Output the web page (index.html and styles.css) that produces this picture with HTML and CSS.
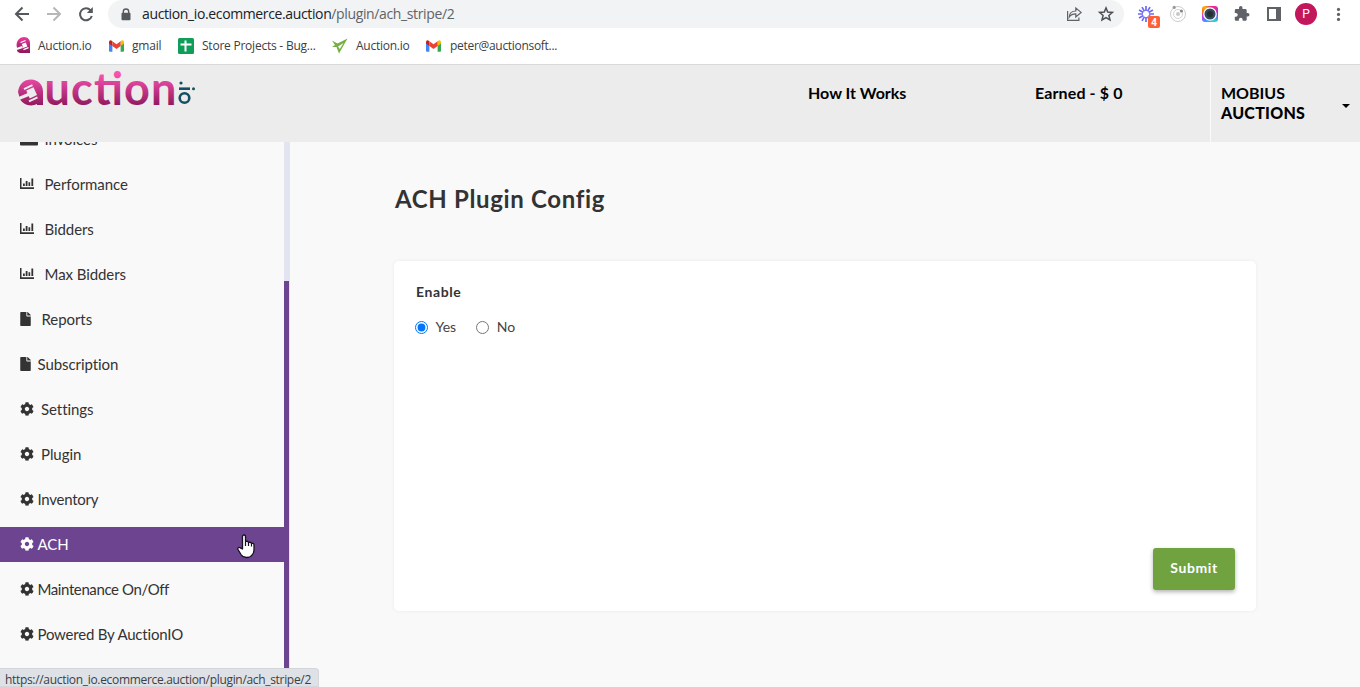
FILE: index.html
```html
<!DOCTYPE html>
<html lang="en">
<head>
<meta charset="utf-8">
<title>ACH Plugin Config</title>
<link rel="stylesheet" href="styles.css">
</head>
<body>
<svg class="defs" width="0" height="0" aria-hidden="true">
  <defs>
    <linearGradient id="pink" gradientUnits="userSpaceOnUse" x1="0" y1="2" x2="0" y2="36"><stop offset="0" stop-color="#f953b0"/><stop offset="1" stop-color="#891458"/></linearGradient>
    <linearGradient id="badge" x1="0" y1="0" x2="0" y2="1"><stop offset="0" stop-color="#e83b98"/><stop offset="1" stop-color="#8c175c"/></linearGradient>
    <symbol id="gear" viewBox="0 0 512 512"><path fill="currentColor" d="M487.4 315.7l-42.6-24.6c4.3-23.2 4.3-47 0-70.2l42.6-24.6c4.9-2.8 7.1-8.6 5.5-14-11.1-35.6-30-67.8-54.7-94.6-3.8-4.1-10-5.1-14.8-2.3L380.8 110c-17.900-15.400-38.500-27.300-60.800-35.100V25.800c0-5.600-3.900-10.500-9.400-11.700-36.700-8.200-74.300-7.800-109.200 0-5.500 1.200-9.400 6.100-9.400 11.700V75c-22.200 7.900-42.800 19.800-60.800 35.100L88.700 85.500c-4.900-2.800-11-1.900-14.800 2.300-24.700 26.700-43.600 58.900-54.700 94.600-1.700 5.400.6 11.200 5.500 14L67.300 221c-4.300 23.200-4.300 47 0 70.200l-42.600 24.600c-4.900 2.800-7.100 8.600-5.500 14 11.100 35.600 30 67.800 54.700 94.600 3.800 4.100 10 5.100 14.800 2.300l42.600-24.600c17.900 15.400 38.500 27.300 60.800 35.100v49.200c0 5.600 3.900 10.500 9.400 11.700 36.700 8.200 74.300 7.800 109.200 0 5.500-1.200 9.400-6.100 9.400-11.700v-49.200c22.200-7.900 42.800-19.800 60.800-35.100l42.600 24.600c4.900 2.800 11 1.900 14.800-2.300 24.700-26.700 43.600-58.900 54.700-94.600 1.500-5.500-.7-11.300-5.600-14.100zM256 336c-44.100 0-80-35.900-80-80s35.900-80 80-80 80 35.900 80 80-35.900 80-80 80z"/></symbol>
    <symbol id="chart" viewBox="0 0 14 11"><path fill="currentColor" d="M0 0h1.500v9.300H14V11H0zM3 5.500h1.800v2.500H3zM5.700 3h1.800v5H5.700zM8.500 4.200h1.700V8H8.500zM11.400 .6h1.800V8h-1.800z"/></symbol>
    <symbol id="file" viewBox="0 0 384 512"><path fill="currentColor" d="M224 136V0H24C10.700 0 0 10.700 0 24v464c0 13.300 10.700 24 24 24h336c13.300 0 24-10.700 24-24V160H248c-13.200 0-24-10.800-24-24zm160-14.100v6.100H256V0h6.100c6.400 0 12.500 2.500 17 7l97.900 98c4.500 4.500 7 10.600 7 16.900z"/></symbol>
    <symbol id="gmail" viewBox="0 0 16 12"><path fill="#4285f4" d="M0 1.500V11q0 1 1 1h2.600V5z"/><path fill="#34a853" d="M12.400 5v7H15q1 0 1-1V1.500z"/><path fill="#fbbc04" d="M12.400.9v5L16 3.200V1.800Q15.700-.7 13.500.1z"/><path fill="#c5221f" d="M3.600.9v5L0 3.200V1.800Q.3-.7 2.500.1z"/><path fill="#ea4335" d="M3.600 5.900v-5L8 4.200 12.400.9v5L8 9.200z"/></symbol>
  </defs>
</svg>

<div class="browser">
  <div class="toolbar">
    <div class="nav">
      <svg width="32" height="28" fill="none" stroke="#55585c" stroke-width="2"><path d="M29 14H16.500M22.500 7.500 16 14l6.500 6.500"/></svg>
      <svg width="32" height="28" fill="none" stroke="#b5b7b9" stroke-width="2"><path d="M8 14h12.500M14.500 7.500 21 14l-6.500 6.500"/></svg>
      <svg width="32" height="28" fill="none" stroke="#55585c" stroke-width="2"><path d="M19.600 10.300A6 6 0 1 0 20.800 16"/><path d="M21.800 7v6h-6z" fill="#55585c" stroke="none"/></svg>
    </div>
    <div class="omnibox">
      <svg class="lock" width="10" height="13"><path d="M2.300 5V3.700a2.700 2.700 0 0 1 5.400 0V5" fill="none" stroke="#55585c" stroke-width="1.400"/><rect x=".5" y="4.800" width="9" height="7.500" rx="1" fill="#55585c"/></svg>
      <div class="url">auction_io.ecommerce.auction<span>/plugin/ach_stripe/2</span></div>
      <svg width="32" height="28" fill="none" stroke="#5f6368" stroke-width="1.200"><path d="M9.600 11v9.400h11.300v-3M11.300 17c.2-4 2.600-6 6.500-6V8l5.300 4.400-5.300 4.500v-3c-3 0-5 .8-6.500 3.100z"/></svg>
      <svg width="32" height="28" fill="none" stroke="#4d5156" stroke-width="1.500"><path d="m16 7.900 1.700 4.100 4.700.4-3.500 3 1.100 4.500-4-2.400-4 2.400 1.100-4.500-3.500-3 4.700-.4z"/></svg>
    </div>
    <div class="extensions">
      <svg width="32" height="28"><g stroke="#6d68f2" stroke-width="1.700"><path d="M16 6v5M16 17v5M8 14h5M19 14h5M12 7.070l2.500 4.330M17.500 16.600l2.500 4.330M9.070 10l4.330 2.500M18.600 15.500l4.330 2.500M9.070 18l4.330-2.500M18.600 12.500l4.330-2.500M12 20.930l2.500-4.330M17.500 11.400 20 7.070"/></g><rect x="18" y="16" width="12" height="12" rx="2" fill="#ff6038"/><text class="count" x="24" y="26">4</text></svg>
      <svg width="32" height="28" fill="none"><circle cx="16" cy="14" r="7.500" stroke="#ccc"/><circle cx="16" cy="14" r="4.500" stroke="#d3d3d3"/><circle cx="16" cy="14" r="2" fill="#c8c8c8"/><circle cx="19.400" cy="11" r="1.600" fill="#888"/><circle cx="12.200" cy="7.400" r="1.600" fill="#999"/></svg>
      <div class="cell"><div class="camera"><svg width="16" height="16"><circle cx="8" cy="8" r="6.200" fill="#34495a" stroke="#fff" stroke-width="1.300"/><circle cx="8" cy="8" r="3" fill="#222e39"/></svg></div></div>
      <svg width="32" height="28"><path transform="translate(7.400 5.400) scale(.7)" fill="#5f6368" d="M20.500 11H19V7c0-1.100-.9-2-2-2h-4V3.500a2.500 2.500 0 0 0-5 0V5H4c-1.100 0-2 .9-2 2v3.800h1.500a2.700 2.700 0 0 1 0 5.400H2V20c0 1.100.9 2 2 2h3.800v-1.500a2.700 2.700 0 0 1 5.400 0V22H17c1.100 0 2-.9 2-2v-4h1.500a2.500 2.500 0 0 0 0-5z"/></svg>
      <svg width="32" height="28"><path fill="#5f6368" fill-rule="evenodd" d="M9 7h14v14H9zM11 9v10h7V9z"/></svg>
      <div class="cell"><div class="avatar">P</div></div>
      <svg width="32" height="28" fill="#5f6368"><circle cx="16.500" cy="9.400" r="1.600"/><circle cx="16.500" cy="14.400" r="1.600"/><circle cx="16.500" cy="19.400" r="1.600"/></svg>
    </div>
  </div>
  <div class="bookmarks">
    <div class="bm bm-a"><svg width="16" height="17"><path d="M2 11C0 3 6 0 9 0c4 0 6 3 6 6v10H5q-4-1-3-5z" fill="url(#badge)"/><path d="m0 11.500 7-2.500 1 2-7 2.200z" fill="#fff"/><path d="m5.500 5.500 5-2M8.500 12.700l5-2" stroke="#fff" stroke-width="1.300"/><path d="m6.800 7 4-1.600 1.500 4-4 1.600z" fill="#fff"/></svg><span>Auction.io</span></div>
    <div class="bm bm-b"><svg width="15" height="12"><use href="#gmail"/></svg><span>gmail</span></div>
    <div class="bm bm-c"><svg width="16" height="16"><rect width="16" height="16" rx="1.500" fill="#0f9d58"/><path d="M7.500 2.500v11M2.500 6.500h11" stroke="#fff" stroke-width="2"/></svg><span>Store Projects - Bug...</span></div>
    <div class="bm bm-d"><svg width="16" height="16"><path d="m0 2.500 5.500 3L15.500.5 7 15.500 4.500 9 0 9l3-2z" fill="#76b043"/><path d="m6 8.500 5.500-3.500L7.800 11z" fill="#fff"/></svg><span>Auction.io</span></div>
    <div class="bm bm-e"><svg width="15" height="12"><use href="#gmail"/></svg><span>peter@auctionsoft...</span></div>
  </div>
</div>

<header class="site-header">
  <svg class="logo" width="182" height="40" role="img" aria-label="auction.io">
    <path fill="url(#pink)" d="M2 20C3 12 8 7.500 15 7.500c7 0 12 5 12 12V33h-6v-1c-6 3-14 1-17-5z"/>
    <path fill="#ececec" d="M-1 26.500 13.500 20.200l1.500 3L2 28.500z"/>
    <path stroke="#ececec" stroke-width="1.900" d="m8 17.200 8.500-4M13 29.300l8.500-4"/>
    <path fill="#ececec" d="m10.300 18.600 7.200-3.400 3.500 7.800-7.200 3.400z"/>
    <text class="wordmark" x="28.500" y="32.500" textLength="132" fill="url(#pink)">uction</text>
    <g fill="none" stroke="#154f63" stroke-width="2.600"><circle cx="168.500" cy="26" r="4.800"/><path d="M163 16.700h11"/></g><circle cx="165" cy="11" r="1.600" fill="#154f63"/><circle cx="177.500" cy="16.700" r="1.500" fill="#154f63"/>
  </svg>
  <nav class="links"><a class="how">How It Works</a><a class="earned">Earned - $ 0</a></nav>
  <div class="account"><span>MOBIUS<br><b class="auc">AUCTIONS</b></span><i class="caret"></i></div>
</header>

<div class="layout">
  <aside class="sidebar">
    <ul class="menu">
      <li class="wide"><svg width="18" height="14"><path fill="#333" d="M0 0h18v12.500q0 1-1 1H1q-1 0-1-1z"/></svg><span>Invoices</span></li>
      <li class="bars"><svg width="14" height="11"><use href="#chart"/></svg><span>Performance</span></li>
      <li class="bars"><svg width="14" height="11"><use href="#chart"/></svg><span>Bidders</span></li>
      <li class="bars"><svg width="14" height="11"><use href="#chart"/></svg><span>Max Bidders</span></li>
      <li class="doc"><svg width="11" height="14"><use href="#file"/></svg><span>Reports</span></li>
      <li class="doc-tight"><svg width="11" height="14"><use href="#file"/></svg><span>Subscription</span></li>
      <li class="cog-wide"><svg width="14" height="14"><use href="#gear"/></svg><span>Settings</span></li>
      <li class="cog-wide"><svg width="14" height="14"><use href="#gear"/></svg><span>Plugin</span></li>
      <li><svg width="14" height="14"><use href="#gear"/></svg><span class="inventory">Inventory</span></li>
      <li class="active"><svg width="14" height="14"><use href="#gear"/></svg><span>ACH</span></li>
      <li><svg width="14" height="14"><use href="#gear"/></svg><span class="maintenance">Maintenance On/Off</span></li>
      <li><svg width="14" height="14"><use href="#gear"/></svg><span class="powered">Powered By AuctionIO</span></li>
    </ul>
    <div class="track"><div class="thumb"></div></div>
  </aside>
  <main>
    <h1>ACH Plugin Config</h1>
    <section class="card">
      <div class="label">Enable</div>
      <div class="options">
        <label><input type="radio" name="enable" checked><span>Yes</span></label>
        <label><input type="radio" name="enable"><span>No</span></label>
      </div>
      <button class="submit">Submit</button>
    </section>
  </main>
</div>
<svg class="pointer" width="19" height="25" viewBox="0 0 19 25"><path fill="#fff" stroke="#15101d" stroke-width="1.300" stroke-linejoin="round" d="M5.500 15V2.500q0-1.500 1.500-1.500t1.500 1.500v5q2.500-.8 3 1 2.300-.8 3 .8 2.500-.4 2.500 1.700v5q0 3-2 5-1.600 2.500-5.500 2.500-3.500 0-5.500-3L1 15.500q-.6-1.500.8-2 1-.3 2 .7z"/><path stroke="#15101d" stroke-width="1.200" d="M8.500 8v4M11.500 8.500V12M14.500 9.500v3"/></svg>
<div class="status">https://auction_io.ecommerce.auction/plugin/ach_stripe/2</div>
</body>
</html>
```
FILE: styles.css
```css
* { box-sizing: border-box; }
body { margin: 0; height: 687px; overflow: hidden; background: #f9f9f9; font-family: Lato, "Liberation Sans", sans-serif; font-variant-ligatures: none; color: #333; }
svg { display: block; flex: none; }
.defs { position: absolute; }
.browser { height: 65px; background: #fff; border-bottom: 1px solid #d8d9db; font-family: "Open Sans", "Noto Sans", sans-serif; }
.toolbar { display: flex; height: 28px; }
.nav { display: flex; width: 108px; }
.nav svg:nth-child(2) { margin-left: 7px; }
.omnibox { display: flex; width: 1016px; height: 28px; padding-right: 2px; border-radius: 14px; background: #f1f3f4; }
.lock { margin: 8px 11px 0 13px; }
.url { flex: 1; font-size: 14px; line-height: 28px; color: #202124; letter-spacing: -.37px; }
.url span { color: #5f6368; }
.extensions { display: flex; margin-left: 6px; }
.count { font: bold 10px "Open Sans", sans-serif; fill: #fff; text-anchor: middle; }
.cell { display: flex; width: 32px; height: 28px; align-items: center; justify-content: center; }
.camera { width: 16px; height: 16px; border-radius: 3px; background: conic-gradient(#f0298a, #f0298a 8%, #8b38f0 25%, #28d8d0 40%, #389bff 58%, #c43cf0 70%, #ff7d0a 82%, #f5b50a 90%, #f0298a); }
.avatar { width: 22px; height: 22px; border-radius: 50%; background: #c2185b; color: #fff; font: 12px/22px Roboto, sans-serif; text-align: center; }
.bookmarks { display: flex; height: 35px; padding-left: 15px; font-size: 12px; color: #3c4043; }
.bm { display: flex; height: 35px; align-items: center; white-space: nowrap; }
.bm span { margin-top: -1px; }
.bm-a { width: 94px; gap: 7px; letter-spacing: -.25px; }
.bm-b { width: 69px; gap: 8px; letter-spacing: -.2px; }
.bm-c { width: 154px; gap: 8px; letter-spacing: -.23px; }
.bm-d { width: 94px; gap: 8px; letter-spacing: -.25px; }
.bm-e { gap: 9px; letter-spacing: -.3px; }

.site-header { display: flex; height: 77px; background: #ececec; color: #000; font-size: 16px; font-weight: 700; }
.logo { margin: 7px 0 0 16px; overflow: visible; }
.wordmark { font: 700 45px Lato, sans-serif; }
.links { display: flex; flex: 1; padding: 18px 0 0 610px; line-height: 20px; white-space: nowrap; }
.how { width: 227px; }
.earned { letter-spacing: .12px; }
.account { display: flex; width: 150px; padding: 18px 10px 0; border-left: 1px solid #fafafa; line-height: 20px; justify-content: space-between; }
.auc { letter-spacing: .25px; }
.caret { margin: 21px 0 0; width: 0; height: 0; border: 4px solid transparent; border-top-color: #000; border-bottom: 0; }

.layout { display: flex; height: 545px; }
.sidebar { display: flex; width: 290px; overflow: hidden; }
.menu { width: 284px; margin: -20px 0 0; padding: 0; list-style: none; font-size: 15px; letter-spacing: -.07px; }
.menu li { display: flex; height: 35px; margin-bottom: 10px; padding: 0 0 2px 19.5px; gap: 4px; align-items: center; white-space: nowrap; }
.menu .wide { gap: 7px; }
.menu .bars { gap: 11px; }
.menu .doc { gap: 11px; }
.menu .doc-tight { gap: 7px; }
.menu .cog-wide { gap: 7.500px; }
.inventory { letter-spacing: -.25px; }
.maintenance { letter-spacing: -.4px; }
.powered { letter-spacing: -.2px; }
.menu .active { background: #6c448f; color: #fff; }
.track { width: 6px; background: #e2e5ef; }
.thumb { width: 5px; height: 406px; margin-top: 139px; background: #6c448f; }
main { width: 966px; padding: 42px 0 0 104px; }
h1 { height: 30px; margin: 0 0 47px; padding-left: 1px; font-size: 24px; line-height: 30px; letter-spacing: .65px; }
.card { display: flex; width: 862px; height: 350px; padding: 21px; flex-direction: column; border-radius: 5px; background: #fff; box-shadow: 0 0 4px rgba(0,0,0,.06); }
.label { padding-left: 1px; font-size: 14px; font-weight: 700; line-height: 20px; letter-spacing: .6px; }
.options { display: flex; margin-top: 15px; gap: 20px; font-size: 14px; line-height: 20px; color: #444; }
.options label { display: flex; align-items: center; }
.options input { width: 13px; height: 13px; margin: 0 7.500px 0 0; }
.submit { width: 82px; height: 42px; margin: auto 0 0 auto; padding: 0 0 3px; border: 0; border-radius: 3px; background: #70a240; box-shadow: 0 2px 4px rgba(0,0,0,.3); color: #fff; font: 700 14px Lato, sans-serif; letter-spacing: .6px; }
.pointer { position: absolute; left: 237px; top: 534px; }
.status { position: absolute; left: 0; top: 668px; width: 319px; height: 19px; padding-left: 5px; border: 1px solid #d3d6da; border-left: 0; border-radius: 0 4px 0 0; background: #dee1e6; font: 12px/22px "Open Sans", sans-serif; color: #3c4043; white-space: nowrap; letter-spacing: -.32px; }
```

+ + + +

Problem
Count every line bearing the word "index"; report the total only.

Right answer
2